L’un des moyens de relever ces défis consiste, pour les pays africains, à soutenir collectivement les entreprises africaines qui ont démontré leur savoir-faire et leur potentiel de croissance dans leur domaine et, par le biais de la consolidation, à en faire des entités plus fortes, capables de rivaliser avec les meilleures entreprises du monde.
Il existe des précédents pour de tels efforts. Le différend qui oppose l’UE et les États-Unis depuis 17 ans au sujet d’Airbus et de Boeing montre bien que le soutien de l’État aux secteurs stratégiques est primordial pour que les entreprises africaines puissent se développer et être compétitives sur la scène mondiale. Il convient de noter qu’Airbus a été enregistré en tant que société européenne plutôt que française et qu’il a bénéficié du soutien collectif de l’UE sous la forme de subventions, ce qui peut être reproduit pour les meilleures entreprises africaines dans les secteurs stratégiques. De la même manière, la guerre économique actuelle menée par les États-Unis contre le chinois Huawei dans la course aux technologies 5G est un autre exemple de la manière dont les États protègent leurs propres industries contre la concurrence extérieure, même sous de faux prétextes.
En fait, même dans le domaine de l’agriculture et de la production alimentaire, nous devons garder à l’esprit que l’UE, la Chine et les États-Unis (trois entités économiques majeures) subventionnent tous leurs agriculteurs, ce qui empêche les agriculteurs africains de rivaliser avec leurs produits agricoles bon marché.
Tout cela pour dire qu’il serait illogique que l’Union africaine ne protège pas notre marché unique et les économies de ses membres comme le font d’autres entités économiques pour leurs populations et leurs États membres. Ce qui vaut pour l’un vaut aussi pour l’autre. Toutefois, pour que l’Union africaine soit efficace, les États africains doivent avoir une approche diplomatique et sécuritaire globale cohérente avec la défense de leurs intérêts communs, au moins sur ces questions d’importance stratégique.

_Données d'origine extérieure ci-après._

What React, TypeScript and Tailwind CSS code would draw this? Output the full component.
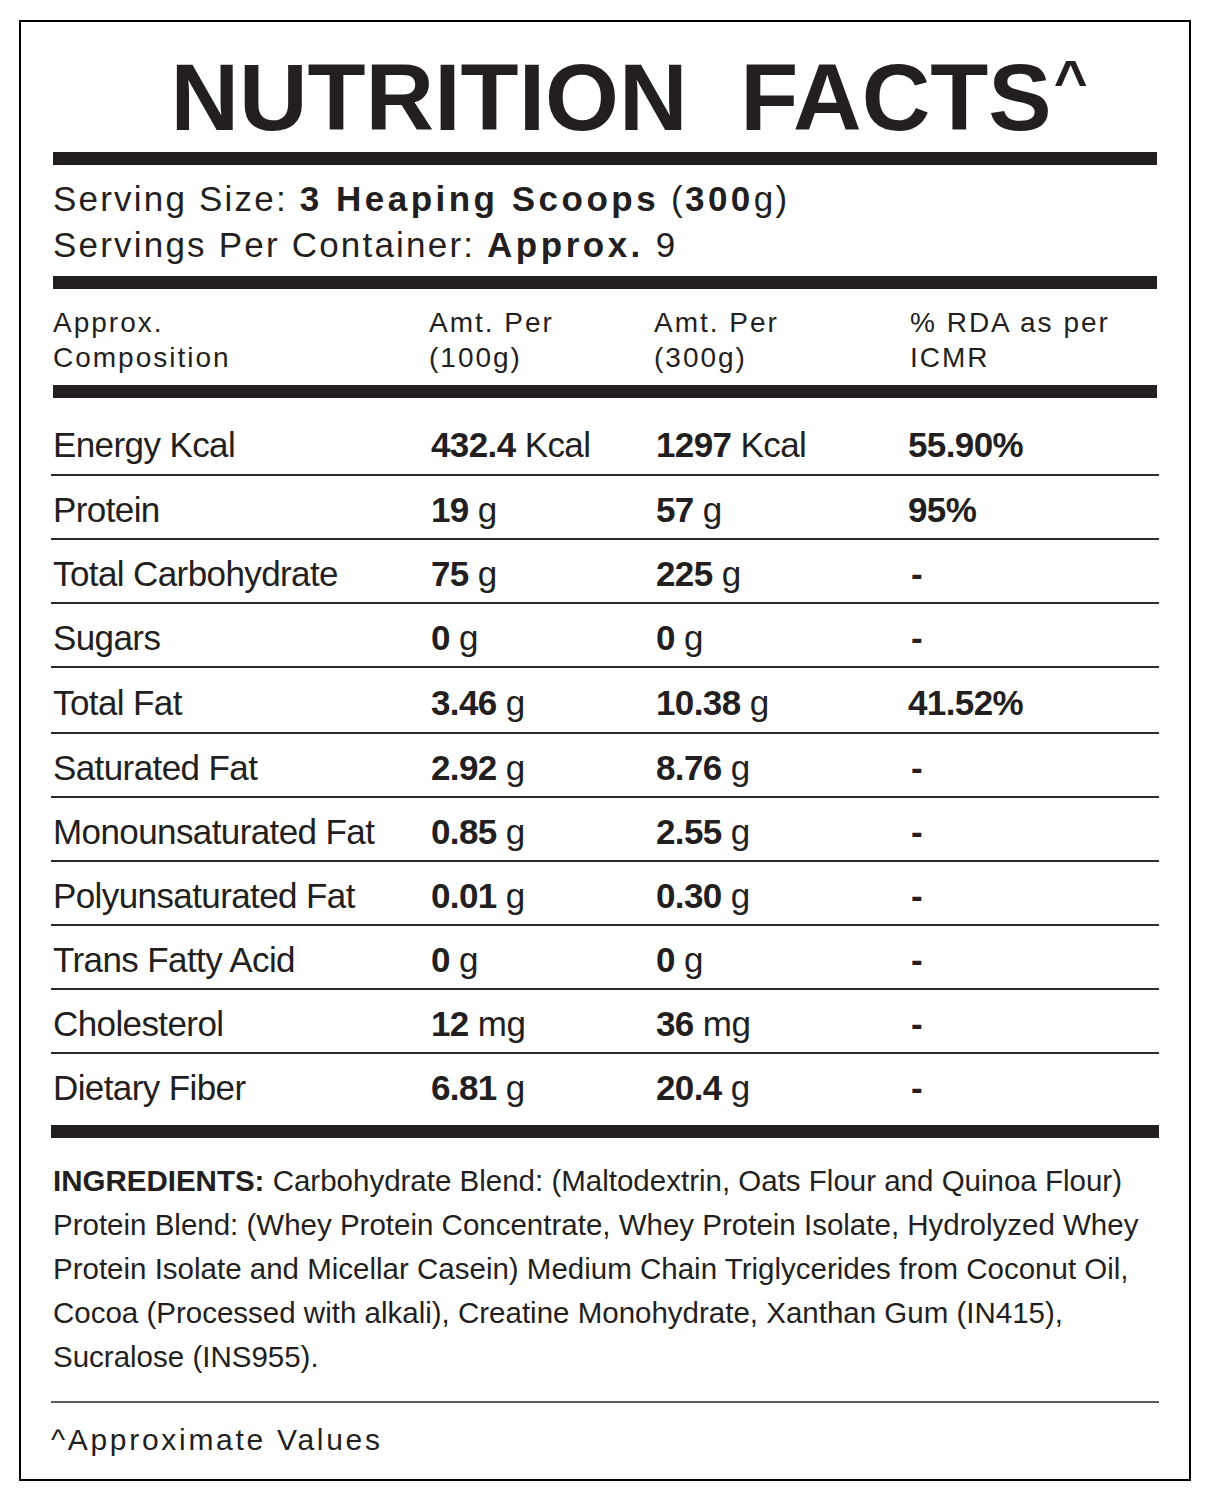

Les enjeux sont importants. Si nous ne parvenons pas à protéger notre marché unique et nos économies, l’espace aérien unique de l’Afrique sera dominé par des transporteurs aériens étrangers ; notre marché unique sera inondé de produits agricoles étrangers déversés sur nos côtes par des navires étrangers ; notre accès aux informations essentielles (voire à l’internet lui-même) et notre capacité à communiquer dépendront des caprices d’une société basée aux États-Unis, etc… la liste des catastrophes imminentes pourrait être longue. Si cela n’est pas effrayant, je ne sais pas ce qui pourrait l’être plus. En d’autres termes, une approche globale de la sécurité et de la diplomatie africaines est nécessaire si l’une des initiatives importantes telles que l’AfCFTA doit transformer le continent et ses habitants.